* [SHORT EXERCISE] Images are not part of the copy; transcribe all the data exactly.

* [DATA SHOWN]
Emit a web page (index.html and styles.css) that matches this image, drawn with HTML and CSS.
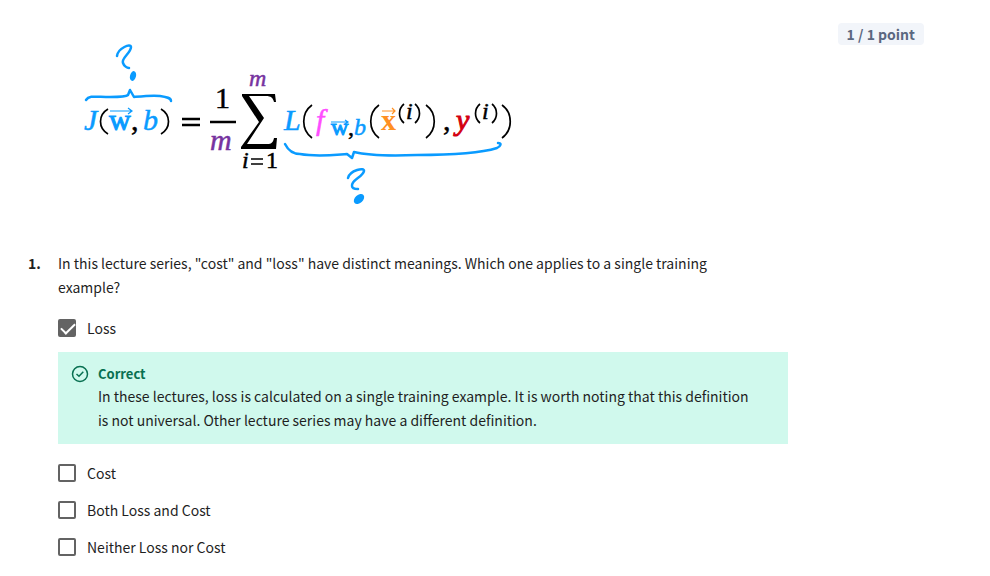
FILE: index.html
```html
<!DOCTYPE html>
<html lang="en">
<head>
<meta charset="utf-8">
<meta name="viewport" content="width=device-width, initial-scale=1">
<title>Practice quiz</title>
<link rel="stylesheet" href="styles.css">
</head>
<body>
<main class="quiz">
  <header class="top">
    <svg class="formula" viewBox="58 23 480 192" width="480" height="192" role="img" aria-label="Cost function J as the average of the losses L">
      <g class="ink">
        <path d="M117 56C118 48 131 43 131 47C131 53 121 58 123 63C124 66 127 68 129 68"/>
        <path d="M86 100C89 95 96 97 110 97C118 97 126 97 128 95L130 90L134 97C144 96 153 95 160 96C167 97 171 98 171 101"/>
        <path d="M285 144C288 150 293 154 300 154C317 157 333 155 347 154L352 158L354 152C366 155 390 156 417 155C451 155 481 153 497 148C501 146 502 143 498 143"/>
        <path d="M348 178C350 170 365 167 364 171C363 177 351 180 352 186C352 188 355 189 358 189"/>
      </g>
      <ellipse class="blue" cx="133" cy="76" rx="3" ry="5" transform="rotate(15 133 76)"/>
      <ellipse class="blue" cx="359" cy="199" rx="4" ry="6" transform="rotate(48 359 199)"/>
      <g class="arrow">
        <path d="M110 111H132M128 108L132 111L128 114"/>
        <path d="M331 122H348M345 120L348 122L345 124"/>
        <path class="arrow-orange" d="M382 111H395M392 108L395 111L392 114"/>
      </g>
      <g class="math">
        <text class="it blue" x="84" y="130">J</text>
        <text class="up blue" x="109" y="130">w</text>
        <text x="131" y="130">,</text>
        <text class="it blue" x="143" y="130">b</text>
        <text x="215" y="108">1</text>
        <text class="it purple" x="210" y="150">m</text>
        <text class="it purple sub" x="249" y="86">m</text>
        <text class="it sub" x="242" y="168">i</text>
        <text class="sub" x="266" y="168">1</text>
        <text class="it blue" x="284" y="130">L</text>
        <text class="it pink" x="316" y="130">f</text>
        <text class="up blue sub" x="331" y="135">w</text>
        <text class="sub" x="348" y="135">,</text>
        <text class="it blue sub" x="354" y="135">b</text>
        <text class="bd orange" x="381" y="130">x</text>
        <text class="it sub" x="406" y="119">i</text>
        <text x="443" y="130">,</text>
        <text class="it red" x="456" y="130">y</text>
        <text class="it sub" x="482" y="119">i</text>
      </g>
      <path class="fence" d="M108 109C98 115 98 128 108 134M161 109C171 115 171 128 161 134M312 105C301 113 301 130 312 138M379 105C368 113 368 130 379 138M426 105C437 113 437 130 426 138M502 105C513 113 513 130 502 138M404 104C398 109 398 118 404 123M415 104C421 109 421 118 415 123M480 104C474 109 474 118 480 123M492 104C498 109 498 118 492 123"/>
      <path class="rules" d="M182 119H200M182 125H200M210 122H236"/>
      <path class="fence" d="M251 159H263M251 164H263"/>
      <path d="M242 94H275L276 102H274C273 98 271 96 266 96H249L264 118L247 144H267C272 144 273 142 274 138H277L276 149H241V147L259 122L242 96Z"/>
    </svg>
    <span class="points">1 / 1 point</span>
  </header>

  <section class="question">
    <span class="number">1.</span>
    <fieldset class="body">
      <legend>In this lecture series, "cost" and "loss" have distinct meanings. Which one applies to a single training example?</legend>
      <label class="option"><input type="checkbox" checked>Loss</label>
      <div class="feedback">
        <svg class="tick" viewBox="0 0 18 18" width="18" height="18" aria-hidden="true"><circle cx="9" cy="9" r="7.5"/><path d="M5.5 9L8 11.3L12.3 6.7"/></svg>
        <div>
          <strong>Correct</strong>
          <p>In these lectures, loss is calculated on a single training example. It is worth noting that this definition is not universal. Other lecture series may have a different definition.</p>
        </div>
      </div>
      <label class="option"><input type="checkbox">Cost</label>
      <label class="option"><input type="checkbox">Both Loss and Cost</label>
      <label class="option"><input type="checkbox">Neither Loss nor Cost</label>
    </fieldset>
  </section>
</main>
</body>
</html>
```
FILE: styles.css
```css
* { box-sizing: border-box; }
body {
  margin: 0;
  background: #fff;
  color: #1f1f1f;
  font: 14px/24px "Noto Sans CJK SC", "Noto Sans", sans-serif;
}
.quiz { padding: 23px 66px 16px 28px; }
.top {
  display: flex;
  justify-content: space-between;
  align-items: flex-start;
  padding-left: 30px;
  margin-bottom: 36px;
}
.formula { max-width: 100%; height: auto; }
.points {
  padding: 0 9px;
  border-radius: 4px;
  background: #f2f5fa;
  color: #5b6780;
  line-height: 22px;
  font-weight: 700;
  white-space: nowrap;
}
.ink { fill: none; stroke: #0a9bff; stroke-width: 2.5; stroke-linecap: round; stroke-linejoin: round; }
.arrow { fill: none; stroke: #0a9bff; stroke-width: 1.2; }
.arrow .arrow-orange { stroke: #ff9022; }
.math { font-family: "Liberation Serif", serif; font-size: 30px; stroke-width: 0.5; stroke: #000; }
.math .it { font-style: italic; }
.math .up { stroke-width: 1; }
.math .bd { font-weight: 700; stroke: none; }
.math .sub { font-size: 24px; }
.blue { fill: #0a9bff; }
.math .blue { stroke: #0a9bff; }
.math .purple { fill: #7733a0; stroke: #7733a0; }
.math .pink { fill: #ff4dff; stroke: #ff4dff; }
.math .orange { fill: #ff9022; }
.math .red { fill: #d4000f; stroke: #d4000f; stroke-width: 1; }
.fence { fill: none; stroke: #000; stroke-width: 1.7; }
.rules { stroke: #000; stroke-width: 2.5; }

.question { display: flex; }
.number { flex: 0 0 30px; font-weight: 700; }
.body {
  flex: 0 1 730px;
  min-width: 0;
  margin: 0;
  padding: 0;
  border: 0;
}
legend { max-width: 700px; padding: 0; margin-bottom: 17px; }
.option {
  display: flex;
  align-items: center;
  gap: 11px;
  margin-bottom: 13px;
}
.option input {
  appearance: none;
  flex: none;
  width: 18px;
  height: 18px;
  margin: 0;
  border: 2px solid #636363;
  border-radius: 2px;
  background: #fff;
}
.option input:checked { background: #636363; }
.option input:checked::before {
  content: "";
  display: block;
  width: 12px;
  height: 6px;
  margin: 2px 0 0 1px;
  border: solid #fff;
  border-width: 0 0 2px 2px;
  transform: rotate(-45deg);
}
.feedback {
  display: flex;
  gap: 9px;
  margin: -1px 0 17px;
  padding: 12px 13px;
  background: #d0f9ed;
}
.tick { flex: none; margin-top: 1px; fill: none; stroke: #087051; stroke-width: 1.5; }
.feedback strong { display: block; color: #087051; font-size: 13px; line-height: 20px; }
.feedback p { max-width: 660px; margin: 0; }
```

* [FULL SOLUTION]
Emit a web page (index.html and styles.css) that matches this image, drawn with HTML and CSS.
FILE: index.html
```html
<!DOCTYPE html>
<html lang="en">
<head>
<meta charset="utf-8">
<meta name="viewport" content="width=device-width, initial-scale=1">
<title>Practice quiz</title>
<link rel="stylesheet" href="styles.css">
</head>
<body>
<main class="quiz">
  <header class="top">
    <svg class="formula" viewBox="58 23 480 192" width="480" height="192" role="img" aria-label="Cost function J as the average of the losses L">
      <g class="ink">
        <path d="M117 56C118 48 131 43 131 47C131 53 121 58 123 63C124 66 127 68 129 68"/>
        <path d="M86 100C89 95 96 97 110 97C118 97 126 97 128 95L130 90L134 97C144 96 153 95 160 96C167 97 171 98 171 101"/>
        <path d="M285 144C288 150 293 154 300 154C317 157 333 155 347 154L352 158L354 152C366 155 390 156 417 155C451 155 481 153 497 148C501 146 502 143 498 143"/>
        <path d="M348 178C350 170 365 167 364 171C363 177 351 180 352 186C352 188 355 189 358 189"/>
      </g>
      <ellipse class="blue" cx="133" cy="76" rx="3" ry="5" transform="rotate(15 133 76)"/>
      <ellipse class="blue" cx="359" cy="199" rx="4" ry="6" transform="rotate(48 359 199)"/>
      <g class="arrow">
        <path d="M110 111H132M128 108L132 111L128 114"/>
        <path d="M331 122H348M345 120L348 122L345 124"/>
        <path class="arrow-orange" d="M382 111H395M392 108L395 111L392 114"/>
      </g>
      <g class="math">
        <text class="it blue" x="84" y="130">J</text>
        <text class="up blue" x="109" y="130">w</text>
        <text x="131" y="130">,</text>
        <text class="it blue" x="143" y="130">b</text>
        <text x="215" y="108">1</text>
        <text class="it purple" x="210" y="150">m</text>
        <text class="it purple sub" x="249" y="86">m</text>
        <text class="it sub" x="242" y="168">i</text>
        <text class="sub" x="266" y="168">1</text>
        <text class="it blue" x="284" y="130">L</text>
        <text class="it pink" x="316" y="130">f</text>
        <text class="up blue sub" x="331" y="135">w</text>
        <text class="sub" x="348" y="135">,</text>
        <text class="it blue sub" x="354" y="135">b</text>
        <text class="bd orange" x="381" y="130">x</text>
        <text class="it sub" x="406" y="119">i</text>
        <text x="443" y="130">,</text>
        <text class="it red" x="456" y="130">y</text>
        <text class="it sub" x="482" y="119">i</text>
      </g>
      <path class="fence" d="M108 109C98 115 98 128 108 134M161 109C171 115 171 128 161 134M312 105C301 113 301 130 312 138M379 105C368 113 368 130 379 138M426 105C437 113 437 130 426 138M502 105C513 113 513 130 502 138M404 104C398 109 398 118 404 123M415 104C421 109 421 118 415 123M480 104C474 109 474 118 480 123M492 104C498 109 498 118 492 123"/>
      <path class="rules" d="M182 119H200M182 125H200M210 122H236"/>
      <path class="fence" d="M251 159H263M251 164H263"/>
      <path d="M242 94H275L276 102H274C273 98 271 96 266 96H249L264 118L247 144H267C272 144 273 142 274 138H277L276 149H241V147L259 122L242 96Z"/>
    </svg>
    <span class="points">1 / 1 point</span>
  </header>

  <section class="question">
    <span class="number">1.</span>
    <fieldset class="body">
      <legend>In this lecture series, "cost" and "loss" have distinct meanings. Which one applies to a single training example?</legend>
      <label class="option"><input type="checkbox" checked>Loss</label>
      <div class="feedback">
        <svg class="tick" viewBox="0 0 18 18" width="18" height="18" aria-hidden="true"><circle cx="9" cy="9" r="7.5"/><path d="M5.5 9L8 11.3L12.3 6.7"/></svg>
        <div>
          <strong>Correct</strong>
          <p>In these lectures, loss is calculated on a single training example. It is worth noting that this definition is not universal. Other lecture series may have a different definition.</p>
        </div>
      </div>
      <label class="option"><input type="checkbox">Cost</label>
      <label class="option"><input type="checkbox">Both Loss and Cost</label>
      <label class="option"><input type="checkbox">Neither Loss nor Cost</label>
    </fieldset>
  </section>
</main>
</body>
</html>
```
FILE: styles.css
```css
* { box-sizing: border-box; }
body {
  margin: 0;
  background: #fff;
  color: #1f1f1f;
  font: 14px/24px "Noto Sans CJK SC", "Noto Sans", sans-serif;
}
.quiz { padding: 23px 66px 16px 28px; }
.top {
  display: flex;
  justify-content: space-between;
  align-items: flex-start;
  padding-left: 30px;
  margin-bottom: 36px;
}
.formula { max-width: 100%; height: auto; }
.points {
  padding: 0 9px;
  border-radius: 4px;
  background: #f2f5fa;
  color: #5b6780;
  line-height: 22px;
  font-weight: 700;
  white-space: nowrap;
}
.ink { fill: none; stroke: #0a9bff; stroke-width: 2.5; stroke-linecap: round; stroke-linejoin: round; }
.arrow { fill: none; stroke: #0a9bff; stroke-width: 1.2; }
.arrow .arrow-orange { stroke: #ff9022; }
.math { font-family: "Liberation Serif", serif; font-size: 30px; stroke-width: 0.5; stroke: #000; }
.math .it { font-style: italic; }
.math .up { stroke-width: 1; }
.math .bd { font-weight: 700; stroke: none; }
.math .sub { font-size: 24px; }
.blue { fill: #0a9bff; }
.math .blue { stroke: #0a9bff; }
.math .purple { fill: #7733a0; stroke: #7733a0; }
.math .pink { fill: #ff4dff; stroke: #ff4dff; }
.math .orange { fill: #ff9022; }
.math .red { fill: #d4000f; stroke: #d4000f; stroke-width: 1; }
.fence { fill: none; stroke: #000; stroke-width: 1.7; }
.rules { stroke: #000; stroke-width: 2.5; }

.question { display: flex; }
.number { flex: 0 0 30px; font-weight: 700; }
.body {
  flex: 0 1 730px;
  min-width: 0;
  margin: 0;
  padding: 0;
  border: 0;
}
legend { max-width: 700px; padding: 0; margin-bottom: 17px; }
.option {
  display: flex;
  align-items: center;
  gap: 11px;
  margin-bottom: 13px;
}
.option input {
  appearance: none;
  flex: none;
  width: 18px;
  height: 18px;
  margin: 0;
  border: 2px solid #636363;
  border-radius: 2px;
  background: #fff;
}
.option input:checked { background: #636363; }
.option input:checked::before {
  content: "";
  display: block;
  width: 12px;
  height: 6px;
  margin: 2px 0 0 1px;
  border: solid #fff;
  border-width: 0 0 2px 2px;
  transform: rotate(-45deg);
}
.feedback {
  display: flex;
  gap: 9px;
  margin: -1px 0 17px;
  padding: 12px 13px;
  background: #d0f9ed;
}
.tick { flex: none; margin-top: 1px; fill: none; stroke: #087051; stroke-width: 1.5; }
.feedback strong { display: block; color: #087051; font-size: 13px; line-height: 20px; }
.feedback p { max-width: 660px; margin: 0; }
```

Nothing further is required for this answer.